Goal of the exercise :: Write out each line exactly as given. Leave the pictures out of your copy.

Dataset content ::
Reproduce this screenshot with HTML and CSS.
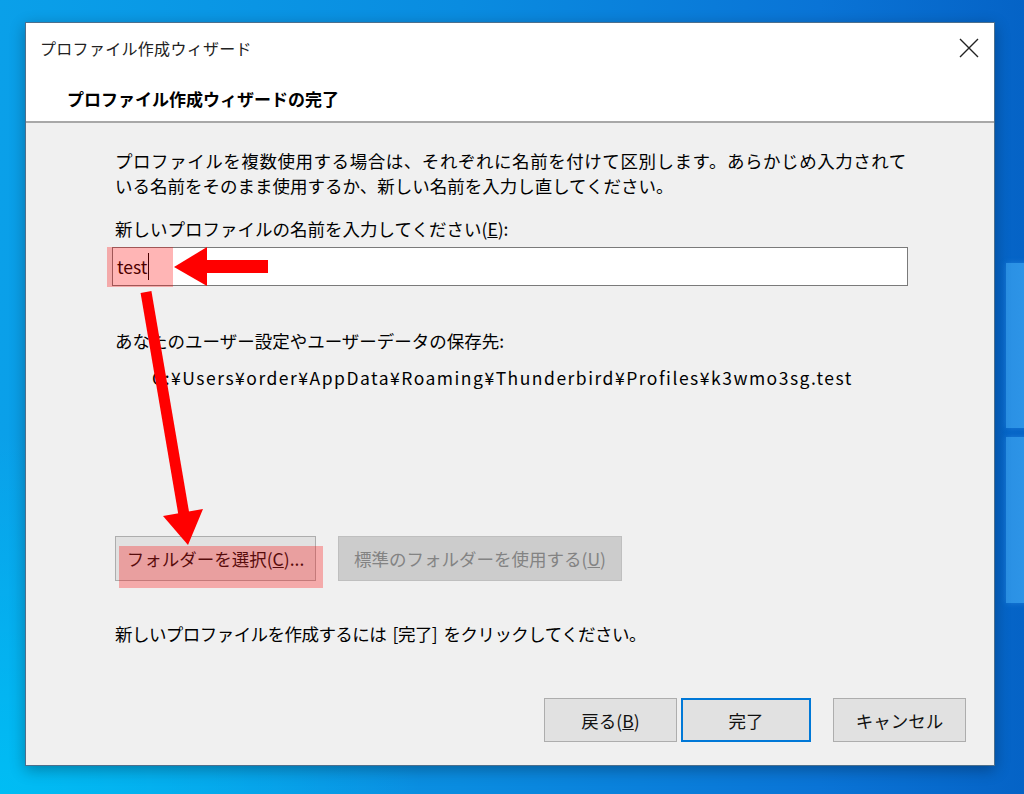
FILE: index.html
```html
<!DOCTYPE html>
<html lang="ja">
<head>
  <meta charset="UTF-8" />
  <meta name="viewport" content="width=device-width, initial-scale=1.0" />
  <title>プロファイル作成ウィザード</title>
  <link rel="stylesheet" href="styles.css">
</head>
<body>
  <div class="desktop">
    <div class="logo-pane pane-top"></div>
    <div class="logo-pane pane-bottom"></div>

    <div class="dialog">
      <div class="titlebar">
        <span class="title">プロファイル作成ウィザード</span>
        <button class="close-btn" aria-label="閉じる">
          <svg width="20" height="20" viewBox="0 0 20 20"><path d="M1 1 L19 19 M19 1 L1 19" stroke="#222" stroke-width="1.4" fill="none"/></svg>
        </button>
      </div>

      <div class="wizard-header">プロファイル作成ウィザードの完了</div>

      <div class="wizard-body">
        <p class="intro"><span class="intro-first">プロファイルを複数使用する場合は、それぞれに名前を付けて区別します。あらかじめ入力されて</span><br>いる名前をそのまま使用するか、新しい名前を入力し直してください。</p>
        <p class="field-label">新しいプロファイルの名前を入力してください(<u>E</u>):</p>
        <div class="name-input"><span>test</span><span class="caret"></span></div>

        <p class="field-label store-label">あなたのユーザー設定やユーザーデータの保存先:</p>
        <p class="path">C:¥Users¥order¥AppData¥Roaming¥Thunderbird¥Profiles¥k3wmo3sg.test</p>

        <div class="folder-buttons">
          <button class="btn btn-folder">フォルダーを選択(<u>C</u>)...</button>
          <button class="btn btn-default-folder" disabled>標準のフォルダーを使用する(<u>U</u>)</button>
        </div>

        <p class="finish-hint">新しいプロファイルを作成するには [完了] をクリックしてください。</p>
      </div>

      <div class="wizard-footer">
        <button class="btn btn-nav">戻る(<u>B</u>)</button>
        <button class="btn btn-nav btn-primary">完了</button>
        <button class="btn btn-nav btn-cancel">キャンセル</button>
      </div>
    </div>

    <!-- screenshot annotations -->
    <svg class="annotations" width="1024" height="794" viewBox="0 0 1024 794">
      <rect x="107" y="247" width="66" height="40" fill="rgba(255,0,0,0.29)"/>
      <rect x="119" y="546" width="204" height="42" fill="rgba(255,0,0,0.29)"/>
      <rect x="205" y="260" width="63" height="13" fill="#ff0000"/>
      <polygon points="174,267 207,247 207,286" fill="#ff0000"/>
      <line x1="146" y1="292" x2="184" y2="515" stroke="#ff0000" stroke-width="11"/>
      <polygon points="203,509 163,516 188,545" fill="#ff0000"/>
    </svg>
  </div>
</body>
</html>
```

FILE: styles.css
```css
body {
  margin: 0;
  font-family: "Noto Sans CJK JP", sans-serif;
}
.desktop {
  position: relative;
  width: 1024px;
  height: 794px;
  overflow: hidden;
  background:
    radial-gradient(ellipse 420px 360px at 0% 100%, #00bdf4 0%, rgba(0,189,244,0) 100%),
    linear-gradient(to right, #0aa0e9 0%, #0a8ce0 45%, #0a74d6 80%, #0563c6 100%);
}
.logo-pane {
  position: absolute;
  left: 1006px;
  width: 40px;
  background: linear-gradient(to right, #2a90e4, #3199ea);
  box-shadow: 0 0 6px rgba(60,160,240,0.4);
}
.pane-top { top: 263px; height: 165px; }
.pane-bottom { top: 437px; height: 166px; }

.dialog {
  position: relative;
  margin: 22px 0 0 25px;
  width: 970px;
  height: 744px;
  box-sizing: border-box;
  border: 1px solid #4d6f8c;
  background: #f0f0f0;
  color: #000;
  display: flex;
  flex-direction: column;
  box-shadow: 0 4px 14px rgba(0,0,0,0.3);
}
.titlebar {
  height: 49px;
  background: #fff;
  display: flex;
  align-items: center;
  justify-content: space-between;
  padding-left: 14px;
}
.title {
  font-size: 16px;
  letter-spacing: 0.3px;
  color: #222;
}
.close-btn {
  width: 60px;
  height: 49px;
  border: none;
  background: transparent;
  display: flex;
  align-items: center;
  justify-content: center;
  padding: 0 0 0 10px;
}
.wizard-header {
  height: 51px;
  background: #fff;
  padding-left: 41px;
  padding-top: 4px;
  box-sizing: border-box;
  display: flex;
  align-items: center;
  font-size: 17px;
  font-weight: bold;
  border-bottom: 2px solid #a8a8a8;
}
.wizard-body {
  padding: 25px 0 0 89px;
  font-size: 17.5px;
}
.wizard-body p {
  margin: 0;
  line-height: 25px;
}
.intro-first {
  letter-spacing: 0.55px;
}
.field-label {
  margin-top: 18px !important;
}
.name-input {
  margin: 6px 0 0 -3px;
  width: 796px;
  height: 39px;
  box-sizing: border-box;
  border: 1px solid #7a7a7a;
  background: #fff;
  display: flex;
  align-items: center;
  padding-left: 4px;
}
.caret {
  width: 1px;
  height: 27px;
  background: #000;
  margin-left: 1px;
}
.store-label {
  margin-top: 42px !important;
}
.path {
  margin-top: 12px !important;
  padding-left: 37px;
  letter-spacing: 1.5px;
}
.folder-buttons {
  display: flex;
  gap: 22px;
  margin-top: 146px;
}
.btn {
  font-family: inherit;
  font-size: 17.5px;
  color: #111;
  background: #e1e1e1;
  border: 1px solid #adadad;
  padding: 0;
  box-sizing: border-box;
}
.btn-folder { width: 201px; height: 45px; }
.btn-default-folder {
  width: 284px;
  height: 45px;
  background: #cccccc;
  border-color: #bfbfbf;
  color: #838383;
}
.finish-hint {
  margin-top: 40px !important;
  word-spacing: 3px;
  letter-spacing: -0.55px;
}
.wizard-footer {
  margin-top: auto;
  display: flex;
  justify-content: flex-end;
  gap: 4px;
  padding: 0 28px 23px 0;
}
.btn-nav { width: 133px; height: 44px; }
.btn-primary {
  width: 130px;
  border: 2px solid #0078d7;
}
.btn-cancel { margin-left: 18px; }
.annotations {
  position: absolute;
  left: 0;
  top: 0;
  pointer-events: none;
}
```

Response ::
Reproduce this screenshot with HTML and CSS.
FILE: index.html
```html
<!DOCTYPE html>
<html lang="ja">
<head>
  <meta charset="UTF-8" />
  <meta name="viewport" content="width=device-width, initial-scale=1.0" />
  <title>プロファイル作成ウィザード</title>
  <link rel="stylesheet" href="styles.css">
</head>
<body>
  <div class="desktop">
    <div class="logo-pane pane-top"></div>
    <div class="logo-pane pane-bottom"></div>

    <div class="dialog">
      <div class="titlebar">
        <span class="title">プロファイル作成ウィザード</span>
        <button class="close-btn" aria-label="閉じる">
          <svg width="20" height="20" viewBox="0 0 20 20"><path d="M1 1 L19 19 M19 1 L1 19" stroke="#222" stroke-width="1.4" fill="none"/></svg>
        </button>
      </div>

      <div class="wizard-header">プロファイル作成ウィザードの完了</div>

      <div class="wizard-body">
        <p class="intro"><span class="intro-first">プロファイルを複数使用する場合は、それぞれに名前を付けて区別します。あらかじめ入力されて</span><br>いる名前をそのまま使用するか、新しい名前を入力し直してください。</p>
        <p class="field-label">新しいプロファイルの名前を入力してください(<u>E</u>):</p>
        <div class="name-input"><span>test</span><span class="caret"></span></div>

        <p class="field-label store-label">あなたのユーザー設定やユーザーデータの保存先:</p>
        <p class="path">C:¥Users¥order¥AppData¥Roaming¥Thunderbird¥Profiles¥k3wmo3sg.test</p>

        <div class="folder-buttons">
          <button class="btn btn-folder">フォルダーを選択(<u>C</u>)...</button>
          <button class="btn btn-default-folder" disabled>標準のフォルダーを使用する(<u>U</u>)</button>
        </div>

        <p class="finish-hint">新しいプロファイルを作成するには [完了] をクリックしてください。</p>
      </div>

      <div class="wizard-footer">
        <button class="btn btn-nav">戻る(<u>B</u>)</button>
        <button class="btn btn-nav btn-primary">完了</button>
        <button class="btn btn-nav btn-cancel">キャンセル</button>
      </div>
    </div>

    <!-- screenshot annotations -->
    <svg class="annotations" width="1024" height="794" viewBox="0 0 1024 794">
      <rect x="107" y="247" width="66" height="40" fill="rgba(255,0,0,0.29)"/>
      <rect x="119" y="546" width="204" height="42" fill="rgba(255,0,0,0.29)"/>
      <rect x="205" y="260" width="63" height="13" fill="#ff0000"/>
      <polygon points="174,267 207,247 207,286" fill="#ff0000"/>
      <line x1="146" y1="292" x2="184" y2="515" stroke="#ff0000" stroke-width="11"/>
      <polygon points="203,509 163,516 188,545" fill="#ff0000"/>
    </svg>
  </div>
</body>
</html>
```

FILE: styles.css
```css
body {
  margin: 0;
  font-family: "Noto Sans CJK JP", sans-serif;
}
.desktop {
  position: relative;
  width: 1024px;
  height: 794px;
  overflow: hidden;
  background:
    radial-gradient(ellipse 420px 360px at 0% 100%, #00bdf4 0%, rgba(0,189,244,0) 100%),
    linear-gradient(to right, #0aa0e9 0%, #0a8ce0 45%, #0a74d6 80%, #0563c6 100%);
}
.logo-pane {
  position: absolute;
  left: 1006px;
  width: 40px;
  background: linear-gradient(to right, #2a90e4, #3199ea);
  box-shadow: 0 0 6px rgba(60,160,240,0.4);
}
.pane-top { top: 263px; height: 165px; }
.pane-bottom { top: 437px; height: 166px; }

.dialog {
  position: relative;
  margin: 22px 0 0 25px;
  width: 970px;
  height: 744px;
  box-sizing: border-box;
  border: 1px solid #4d6f8c;
  background: #f0f0f0;
  color: #000;
  display: flex;
  flex-direction: column;
  box-shadow: 0 4px 14px rgba(0,0,0,0.3);
}
.titlebar {
  height: 49px;
  background: #fff;
  display: flex;
  align-items: center;
  justify-content: space-between;
  padding-left: 14px;
}
.title {
  font-size: 16px;
  letter-spacing: 0.3px;
  color: #222;
}
.close-btn {
  width: 60px;
  height: 49px;
  border: none;
  background: transparent;
  display: flex;
  align-items: center;
  justify-content: center;
  padding: 0 0 0 10px;
}
.wizard-header {
  height: 51px;
  background: #fff;
  padding-left: 41px;
  padding-top: 4px;
  box-sizing: border-box;
  display: flex;
  align-items: center;
  font-size: 17px;
  font-weight: bold;
  border-bottom: 2px solid #a8a8a8;
}
.wizard-body {
  padding: 25px 0 0 89px;
  font-size: 17.5px;
}
.wizard-body p {
  margin: 0;
  line-height: 25px;
}
.intro-first {
  letter-spacing: 0.55px;
}
.field-label {
  margin-top: 18px !important;
}
.name-input {
  margin: 6px 0 0 -3px;
  width: 796px;
  height: 39px;
  box-sizing: border-box;
  border: 1px solid #7a7a7a;
  background: #fff;
  display: flex;
  align-items: center;
  padding-left: 4px;
}
.caret {
  width: 1px;
  height: 27px;
  background: #000;
  margin-left: 1px;
}
.store-label {
  margin-top: 42px !important;
}
.path {
  margin-top: 12px !important;
  padding-left: 37px;
  letter-spacing: 1.5px;
}
.folder-buttons {
  display: flex;
  gap: 22px;
  margin-top: 146px;
}
.btn {
  font-family: inherit;
  font-size: 17.5px;
  color: #111;
  background: #e1e1e1;
  border: 1px solid #adadad;
  padding: 0;
  box-sizing: border-box;
}
.btn-folder { width: 201px; height: 45px; }
.btn-default-folder {
  width: 284px;
  height: 45px;
  background: #cccccc;
  border-color: #bfbfbf;
  color: #838383;
}
.finish-hint {
  margin-top: 40px !important;
  word-spacing: 3px;
  letter-spacing: -0.55px;
}
.wizard-footer {
  margin-top: auto;
  display: flex;
  justify-content: flex-end;
  gap: 4px;
  padding: 0 28px 23px 0;
}
.btn-nav { width: 133px; height: 44px; }
.btn-primary {
  width: 130px;
  border: 2px solid #0078d7;
}
.btn-cancel { margin-left: 18px; }
.annotations {
  position: absolute;
  left: 0;
  top: 0;
  pointer-events: none;
}
```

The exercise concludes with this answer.